Work instructions => Copy each line that contains the string "with".

## BEGIN Given material

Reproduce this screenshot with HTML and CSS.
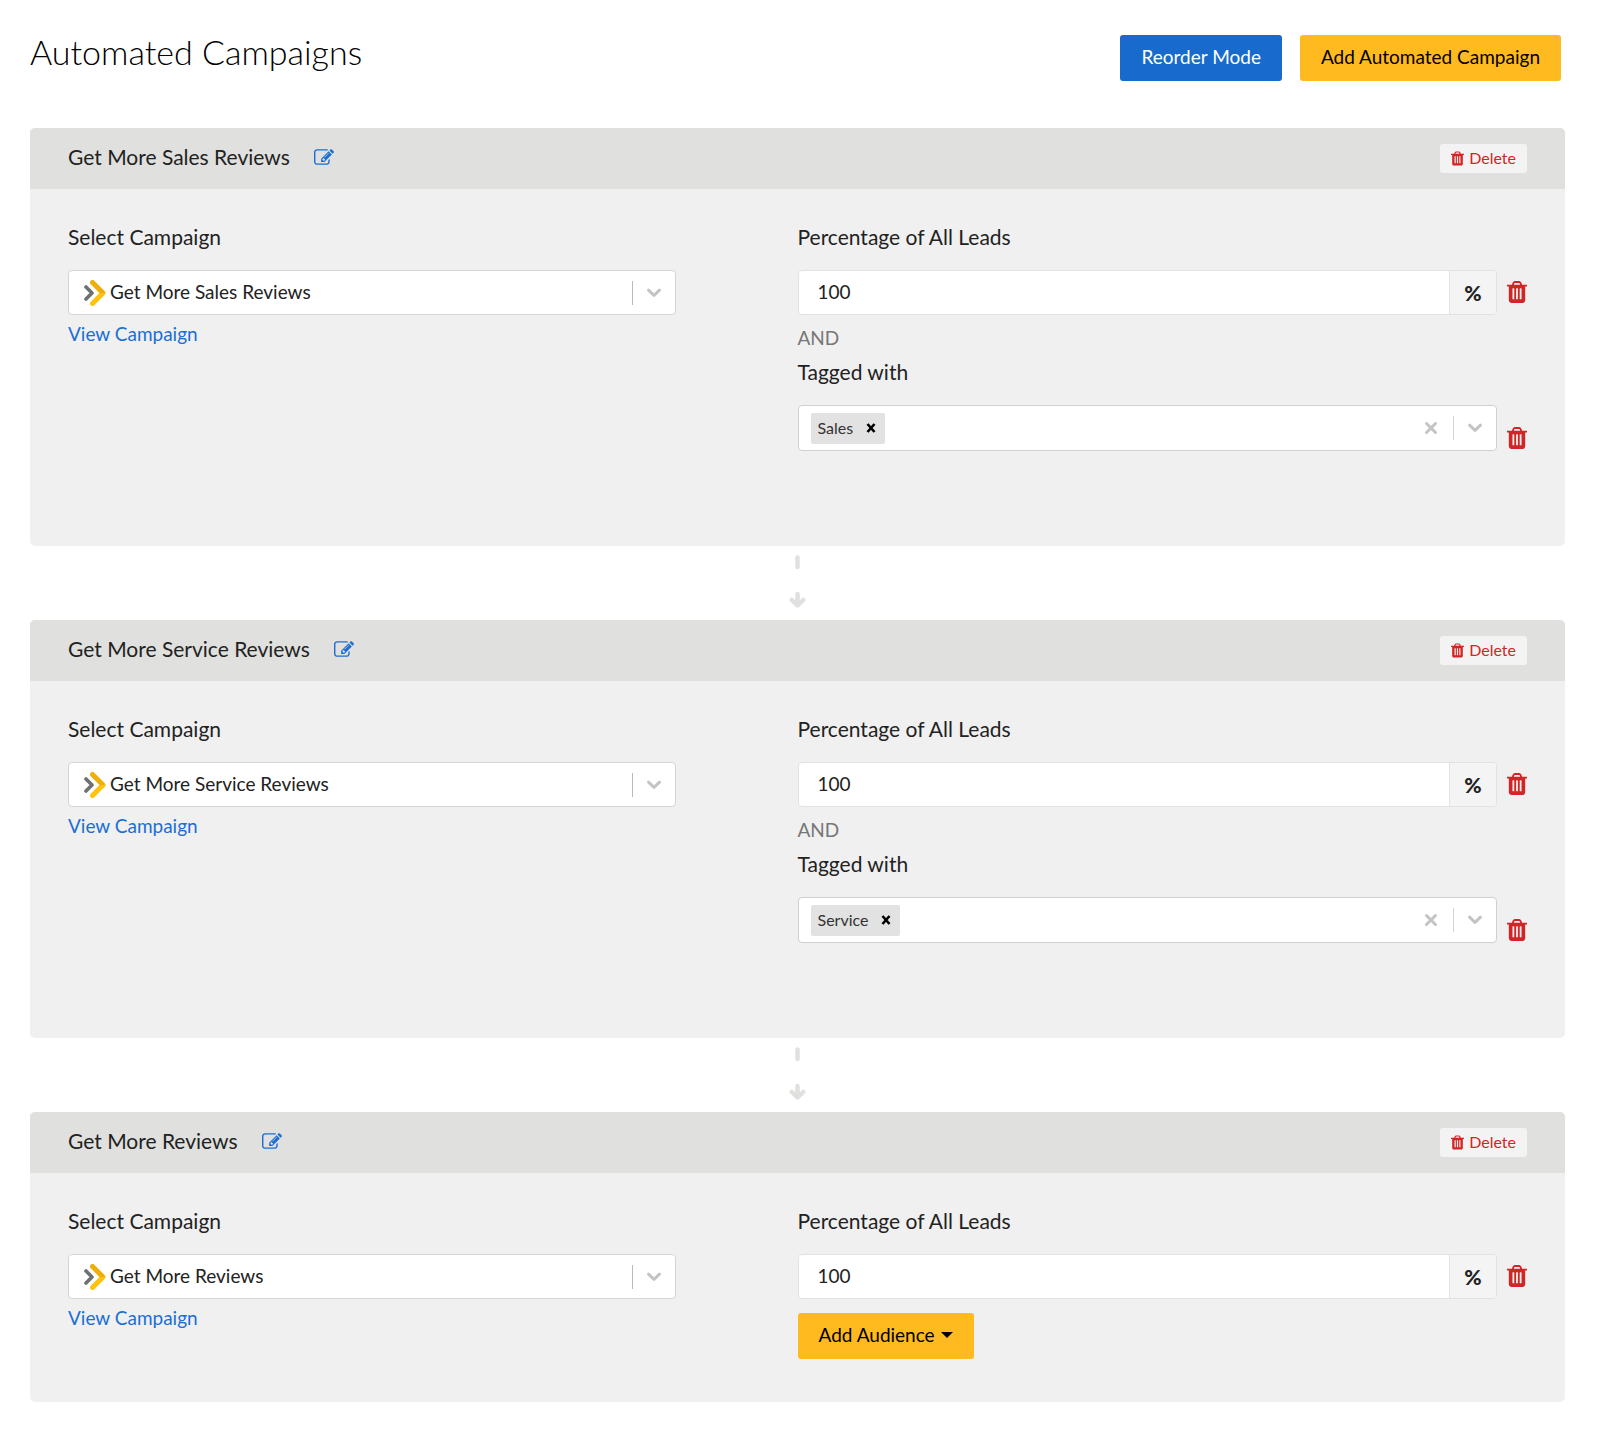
FILE: index.html
```html
<!DOCTYPE html>
<html lang="en">
<head>
<meta charset="utf-8">
<meta name="viewport" content="width=device-width, initial-scale=1">
<title>Automated Campaigns</title>
<link rel="stylesheet" href="styles.css">
</head>
<body>
<svg class="sprite" aria-hidden="true">
  <symbol id="trash" viewBox="192 128 1408 1536"><path fill="currentColor" d="M704 1376v-704q0-14-9-23t-23-9h-64q-14 0-23 9t-9 23v704q0 14 9 23t23 9h64q14 0 23-9t9-23zm256 0v-704q0-14-9-23t-23-9h-64q-14 0-23 9t-9 23v704q0 14 9 23t23 9h64q14 0 23-9t9-23zm256 0v-704q0-14-9-23t-23-9h-64q-14 0-23 9t-9 23v704q0 14 9 23t23 9h64q14 0 23-9t9-23zm-544-992h448l-48-117q-7-9-17-11h-317q-10 2-17 11zm928 32v64q0 14-9 23t-23 9h-96v948q0 83-47 143.5t-113 60.5h-832q-66 0-113-58.5t-47-141.5v-952h-96q-14 0-23-9t-9-23v-64q0-14 9-23t23-9h309l70-167q15-37 54-63t79-26h320q40 0 79 26t54 63l70 167h309q14 0 23 9t9 23z"/></symbol>
  <symbol id="edit" viewBox="0 128 1792 1408"><path fill="currentColor" d="M888 1184l116-116-152-152-116 116v56h96v96h56zm440-720q-16-16-33 1l-350 350q-17 17-1 33t33-1l350-350q17-17 1-33zm80 594v190q0 119-84.5 203.5t-203.5 84.5h-832q-119 0-203.5-84.5t-84.5-203.5v-832q0-119 84.5-203.5t203.5-84.5h832q63 0 117 25 15 7 18 23 3 17-9 29l-49 49q-14 14-32 8-23-6-45-6h-832q-66 0-113 47t-47 113v832q0 66 47 113t113 47h832q66 0 113-47t47-113v-126q0-13 9-22l64-64q15-15 35-7t20 29zm-96-738l288 288-672 672h-288v-288zm444 132l-92 92-288-288 92-92q28-28 68-28t68 28l152 152q28 28 28 68t-28 68z"/></symbol>
  <symbol id="chevron" viewBox="0 0 16 10"><path fill="none" stroke="currentColor" stroke-width="3" stroke-linecap="round" stroke-linejoin="round" d="M2.5 2.2 8 7.4l5.500-5.200"/></symbol>
  <symbol id="cross" viewBox="0 0 14 14"><path fill="none" stroke="currentColor" stroke-width="3" stroke-linecap="round" d="M2.500 2.500l9 9M11.500 2.500l-9 9"/></symbol>
  <symbol id="small-cross" viewBox="0 0 10 10"><path fill="none" stroke="currentColor" stroke-width="2.600" d="M1.500 1l7 8M8.500 1l-7 8"/></symbol>
  <symbol id="brand" viewBox="0 0 22 26"><path fill="none" stroke="#6f7072" stroke-width="3.600" stroke-linecap="round" stroke-linejoin="round" d="M2 7l6 6-6 6"/><path fill="none" stroke="#ffc20e" stroke-width="5" stroke-linecap="round" stroke-linejoin="round" d="M8.500 23.500 19 13"/><path fill="none" stroke="#eeaf0a" stroke-width="5" stroke-linecap="round" d="M8.500 2.500 18 12"/><path fill="#ffc20e" d="M15 13h6.500l-2 3-4.500 1z"/></symbol>
  <symbol id="flow" viewBox="0 0 17 54"><path fill="none" stroke="#e0e0de" stroke-width="4.500" stroke-linecap="round" stroke-linejoin="round" d="M8.500 3.500v9.500M8.500 40v11M2.800 46l5.700 5.500 5.700-5.500"/></symbol>
</svg>

<main class="page">
  <header class="page-header">
    <h1 class="page-title">Automated Campaigns</h1>
    <div class="page-actions">
      <button type="button" class="btn btn-primary">Reorder Mode</button>
      <button type="button" class="btn btn-accent">Add Automated Campaign</button>
    </div>
  </header>

  <section class="card">
    <header class="card-header">
      <h2 class="card-title">Get More Sales Reviews</h2>
      <button type="button" class="icon-btn edit" aria-label="Rename"><svg class="edit-icon"><use href="#edit"/></svg></button>
      <button type="button" class="delete"><svg class="delete-icon"><use href="#trash"/></svg>Delete</button>
    </header>
    <div class="card-body">
      <div class="column">
        <label class="label" for="campaign-1">Select Campaign</label>
        <div class="campaign">
          <svg class="brand-icon"><use href="#brand"/></svg>
          <select class="campaign-select" id="campaign-1"><option>Get More Sales Reviews</option></select>
          <span class="indicator"><svg class="chevron"><use href="#chevron"/></svg></span>
        </div>
        <a class="link" href="#view-1">View Campaign</a>
      </div>
      <div class="column">
        <label class="label" for="percent-1">Percentage of All Leads</label>
        <div class="row">
          <div class="percent"><input class="percent-input" id="percent-1" type="text" value="100"><span class="addon">%</span></div>
          <button type="button" class="icon-btn remove" aria-label="Remove"><svg class="trash-icon"><use href="#trash"/></svg></button>
        </div>
        <p class="and">AND</p>
        <label class="label" for="tags-1">Tagged with</label>
        <div class="row row-tags">
          <div class="tags">
            <span class="tag">Sales<button type="button" class="icon-btn tag-remove" aria-label="Remove Sales"><svg class="tag-cross"><use href="#small-cross"/></svg></button></span>
            <input class="tags-input" id="tags-1" type="text">
            <button type="button" class="icon-btn clear" aria-label="Clear"><svg class="cross"><use href="#cross"/></svg></button>
            <span class="indicator indicator-light"><svg class="chevron"><use href="#chevron"/></svg></span>
          </div>
          <button type="button" class="icon-btn remove" aria-label="Remove"><svg class="trash-icon"><use href="#trash"/></svg></button>
        </div>
      </div>
    </div>
  </section>

  <div class="connector"><svg class="flow-icon"><use href="#flow"/></svg></div>

  <section class="card">
    <header class="card-header">
      <h2 class="card-title">Get More Service Reviews</h2>
      <button type="button" class="icon-btn edit" aria-label="Rename"><svg class="edit-icon"><use href="#edit"/></svg></button>
      <button type="button" class="delete"><svg class="delete-icon"><use href="#trash"/></svg>Delete</button>
    </header>
    <div class="card-body">
      <div class="column">
        <label class="label" for="campaign-2">Select Campaign</label>
        <div class="campaign">
          <svg class="brand-icon"><use href="#brand"/></svg>
          <select class="campaign-select" id="campaign-2"><option>Get More Service Reviews</option></select>
          <span class="indicator"><svg class="chevron"><use href="#chevron"/></svg></span>
        </div>
        <a class="link" href="#view-2">View Campaign</a>
      </div>
      <div class="column">
        <label class="label" for="percent-2">Percentage of All Leads</label>
        <div class="row">
          <div class="percent"><input class="percent-input" id="percent-2" type="text" value="100"><span class="addon">%</span></div>
          <button type="button" class="icon-btn remove" aria-label="Remove"><svg class="trash-icon"><use href="#trash"/></svg></button>
        </div>
        <p class="and">AND</p>
        <label class="label" for="tags-2">Tagged with</label>
        <div class="row row-tags">
          <div class="tags">
            <span class="tag">Service<button type="button" class="icon-btn tag-remove" aria-label="Remove Service"><svg class="tag-cross"><use href="#small-cross"/></svg></button></span>
            <input class="tags-input" id="tags-2" type="text">
            <button type="button" class="icon-btn clear" aria-label="Clear"><svg class="cross"><use href="#cross"/></svg></button>
            <span class="indicator indicator-light"><svg class="chevron"><use href="#chevron"/></svg></span>
          </div>
          <button type="button" class="icon-btn remove" aria-label="Remove"><svg class="trash-icon"><use href="#trash"/></svg></button>
        </div>
      </div>
    </div>
  </section>

  <div class="connector"><svg class="flow-icon"><use href="#flow"/></svg></div>

  <section class="card">
    <header class="card-header">
      <h2 class="card-title">Get More Reviews</h2>
      <button type="button" class="icon-btn edit" aria-label="Rename"><svg class="edit-icon"><use href="#edit"/></svg></button>
      <button type="button" class="delete"><svg class="delete-icon"><use href="#trash"/></svg>Delete</button>
    </header>
    <div class="card-body">
      <div class="column">
        <label class="label" for="campaign-3">Select Campaign</label>
        <div class="campaign">
          <svg class="brand-icon"><use href="#brand"/></svg>
          <select class="campaign-select" id="campaign-3"><option>Get More Reviews</option></select>
          <span class="indicator"><svg class="chevron"><use href="#chevron"/></svg></span>
        </div>
        <a class="link" href="#view-3">View Campaign</a>
      </div>
      <div class="column">
        <label class="label" for="percent-3">Percentage of All Leads</label>
        <div class="row">
          <div class="percent"><input class="percent-input" id="percent-3" type="text" value="100"><span class="addon">%</span></div>
          <button type="button" class="icon-btn remove" aria-label="Remove"><svg class="trash-icon"><use href="#trash"/></svg></button>
        </div>
        <button type="button" class="btn btn-accent add-audience">Add Audience<span class="caret"></span></button>
      </div>
    </div>
  </section>
</main>
</body>
</html>
```
FILE: styles.css
```css
* { box-sizing: border-box; }

body {
  margin: 0;
  background: #fff;
  color: #222;
  font-family: Lato, "Open Sans", sans-serif;
  font-size: 19px;
  line-height: 28px;
}

button, input, select { font: inherit; color: inherit; }
button { cursor: pointer; }
svg { display: block; flex: none; }
.sprite { position: absolute; width: 0; height: 0; }

.page { padding: 35px 35px 30px 30px; }

.page-header {
  display: flex;
  justify-content: space-between;
  align-items: flex-start;
  padding-right: 4px;
  margin-bottom: 47px;
}
.page-title {
  margin: 0;
  font-size: 34px;
  font-weight: 300;
  line-height: 34px;
  color: #000;
}
.page-actions { display: flex; gap: 18px; }

.btn {
  height: 46px;
  padding: 0 21px 2px;
  border: 0;
  border-radius: 3px;
  white-space: nowrap;
}
.btn-primary { background: #186acd; color: #fff; }
.btn-accent { background: #ffba1f; color: #000; }

.card { border-radius: 5px; background: #f0f0f0; overflow: hidden; }
.card-header {
  display: flex;
  align-items: center;
  height: 61px;
  padding: 0 38px;
  background: #e0e0de;
}
.card-title, .label { font-size: 21px; font-weight: 400; line-height: 30px; }
.card-title { margin: 0; }

.icon-btn { flex: none; padding: 0; border: 0; background: none; color: #d22626; }
.edit { margin-left: 24px; color: #1b6fd4; }
.card-title, .edit { padding-bottom: 3px; }
.edit-icon { width: 20px; height: 16px; }

.delete {
  display: flex;
  align-items: center;
  gap: 5px;
  height: 29px;
  margin-left: auto;
  padding: 0 11px 1px;
  border: 0;
  border-radius: 3px;
  background: #f3f3f3;
  color: #d22626;
  font-size: 16px;
}
.delete-icon { width: 13px; height: 15px; }

.card-body {
  display: grid;
  grid-template-columns: 1fr 1fr;
  padding: 33px 38px 43px;
}
.label { display: block; margin-bottom: 18px; }

.campaign {
  display: grid;
  grid-template-columns: 41px 1fr 43px;
  align-items: center;
  width: 83.333%;
  height: 45px;
  margin-bottom: 5px;
  border: 1px solid #d5d5d5;
  border-radius: 4px;
  background: #fff;
}
.brand-icon { width: 22px; height: 26px; margin-left: 15px; grid-area: 1 / 1; }
.campaign-select {
  grid-area: 1 / 1 / 2 / 4;
  height: 43px;
  padding: 0 44px 2px 41px;
  border: 0;
  background: none;
  appearance: none;
}
.indicator {
  grid-area: 1 / 3;
  display: flex;
  align-items: center;
  justify-content: center;
  width: 43px;
  height: 24px;
  border-left: 1px solid #bbb;
  color: #c4c4c4;
  pointer-events: none;
}
.indicator-light { border-color: #d5d5d5; }
.chevron { width: 16px; height: 10px; }

.link { color: #1b6fd4; text-decoration: none; }

.row { display: flex; align-items: center; gap: 10px; }
.row-tags { align-items: flex-end; margin-bottom: 52px; }
.remove { padding-bottom: 2px; }
.percent, .tags {
  display: flex;
  flex: 1;
  align-items: center;
  min-width: 0;
  height: 45px;
  border: 1px solid #e2e2e2;
  border-radius: 4px;
  background: #fff;
}
.percent-input {
  flex: 1;
  min-width: 0;
  height: 43px;
  padding: 0 19px 2px;
  border: 0;
  background: none;
}
.addon {
  width: 47px;
  border-left: 1px solid #e2e2e2;
  border-radius: 0 3px 3px 0;
  background: #f4f4f4;
  font-size: 21px;
  font-weight: 900;
  line-height: 43px;
  text-align: center;
}
.trash-icon { width: 20px; height: 22px; }

.and { margin: 9px 0 5px; color: #777; }

.tags { height: 46px; padding-left: 12px; border-color: #d0d0d0; }
.tag {
  display: flex;
  align-items: center;
  height: 31px;
  padding: 0 9px 0 7px;
  border-radius: 2px;
  background: #e2e2e2;
  color: #333;
  font-size: 16px;
}
.tag-remove { margin-left: 13px; color: #000; }
.tag-cross { width: 10px; height: 10px; }
.tags-input { flex: 1; min-width: 0; border: 0; background: none; }
.clear { margin-right: 15px; color: #c4c4c4; }
.cross { width: 14px; height: 14px; }

.add-audience { display: flex; align-items: center; gap: 6px; margin-top: 14px; }
.caret {
  border: 6px solid transparent;
  border-top-color: #000;
  border-bottom: 0;
}

.connector { display: flex; justify-content: center; height: 74px; padding-top: 8px; }
.flow-icon { width: 17px; height: 54px; }
```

## END Given material

Response for this exercise =>
Reproduce this screenshot with HTML and CSS.
        <label class="label" for="tags-1">Tagged with</label>
        <label class="label" for="tags-2">Tagged with</label>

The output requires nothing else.